═══ Raw records

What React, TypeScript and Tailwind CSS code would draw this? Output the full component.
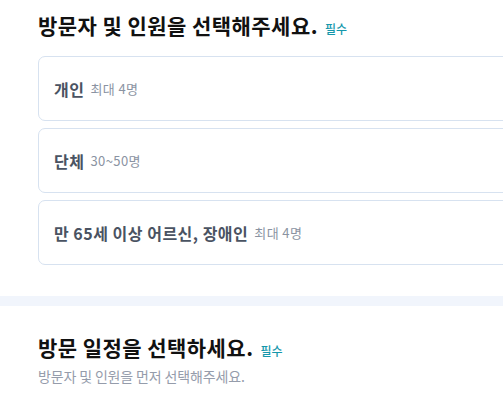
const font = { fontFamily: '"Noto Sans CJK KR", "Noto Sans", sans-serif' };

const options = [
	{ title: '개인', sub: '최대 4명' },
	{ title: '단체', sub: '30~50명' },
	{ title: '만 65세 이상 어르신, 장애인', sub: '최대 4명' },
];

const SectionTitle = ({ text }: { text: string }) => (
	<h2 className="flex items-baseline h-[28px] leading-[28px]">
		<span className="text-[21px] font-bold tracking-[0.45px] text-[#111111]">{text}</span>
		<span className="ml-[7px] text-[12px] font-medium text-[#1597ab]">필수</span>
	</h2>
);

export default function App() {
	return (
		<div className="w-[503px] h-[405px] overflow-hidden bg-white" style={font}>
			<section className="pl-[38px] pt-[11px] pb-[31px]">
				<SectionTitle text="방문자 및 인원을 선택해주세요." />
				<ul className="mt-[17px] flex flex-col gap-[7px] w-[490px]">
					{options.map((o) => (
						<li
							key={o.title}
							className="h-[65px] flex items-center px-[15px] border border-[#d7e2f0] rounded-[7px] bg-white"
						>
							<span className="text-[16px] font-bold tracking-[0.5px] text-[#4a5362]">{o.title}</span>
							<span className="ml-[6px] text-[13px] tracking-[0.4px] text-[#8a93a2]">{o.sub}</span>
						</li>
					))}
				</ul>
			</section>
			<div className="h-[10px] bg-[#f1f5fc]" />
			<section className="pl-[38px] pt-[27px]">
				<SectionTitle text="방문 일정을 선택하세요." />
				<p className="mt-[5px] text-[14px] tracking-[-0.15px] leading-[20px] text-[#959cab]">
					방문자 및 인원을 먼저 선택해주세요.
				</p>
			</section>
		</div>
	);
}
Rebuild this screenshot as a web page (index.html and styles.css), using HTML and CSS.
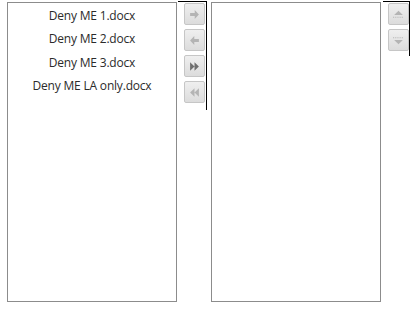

══════

Quote each entry above verbatim and drop the pictures.

→ **Written answer**:
What React, TypeScript and Tailwind CSS code would draw this? Output the full component.
const font = { fontFamily: '"Noto Sans CJK KR", "Noto Sans", sans-serif' };

const options = [
	{ title: '개인', sub: '최대 4명' },
	{ title: '단체', sub: '30~50명' },
	{ title: '만 65세 이상 어르신, 장애인', sub: '최대 4명' },
];

const SectionTitle = ({ text }: { text: string }) => (
	<h2 className="flex items-baseline h-[28px] leading-[28px]">
		<span className="text-[21px] font-bold tracking-[0.45px] text-[#111111]">{text}</span>
		<span className="ml-[7px] text-[12px] font-medium text-[#1597ab]">필수</span>
	</h2>
);

export default function App() {
	return (
		<div className="w-[503px] h-[405px] overflow-hidden bg-white" style={font}>
			<section className="pl-[38px] pt-[11px] pb-[31px]">
				<SectionTitle text="방문자 및 인원을 선택해주세요." />
				<ul className="mt-[17px] flex flex-col gap-[7px] w-[490px]">
					{options.map((o) => (
						<li
							key={o.title}
							className="h-[65px] flex items-center px-[15px] border border-[#d7e2f0] rounded-[7px] bg-white"
						>
							<span className="text-[16px] font-bold tracking-[0.5px] text-[#4a5362]">{o.title}</span>
							<span className="ml-[6px] text-[13px] tracking-[0.4px] text-[#8a93a2]">{o.sub}</span>
						</li>
					))}
				</ul>
			</section>
			<div className="h-[10px] bg-[#f1f5fc]" />
			<section className="pl-[38px] pt-[27px]">
				<SectionTitle text="방문 일정을 선택하세요." />
				<p className="mt-[5px] text-[14px] tracking-[-0.15px] leading-[20px] text-[#959cab]">
					방문자 및 인원을 먼저 선택해주세요.
				</p>
			</section>
		</div>
	);
}
Rebuild this screenshot as a web page (index.html and styles.css), using HTML and CSS.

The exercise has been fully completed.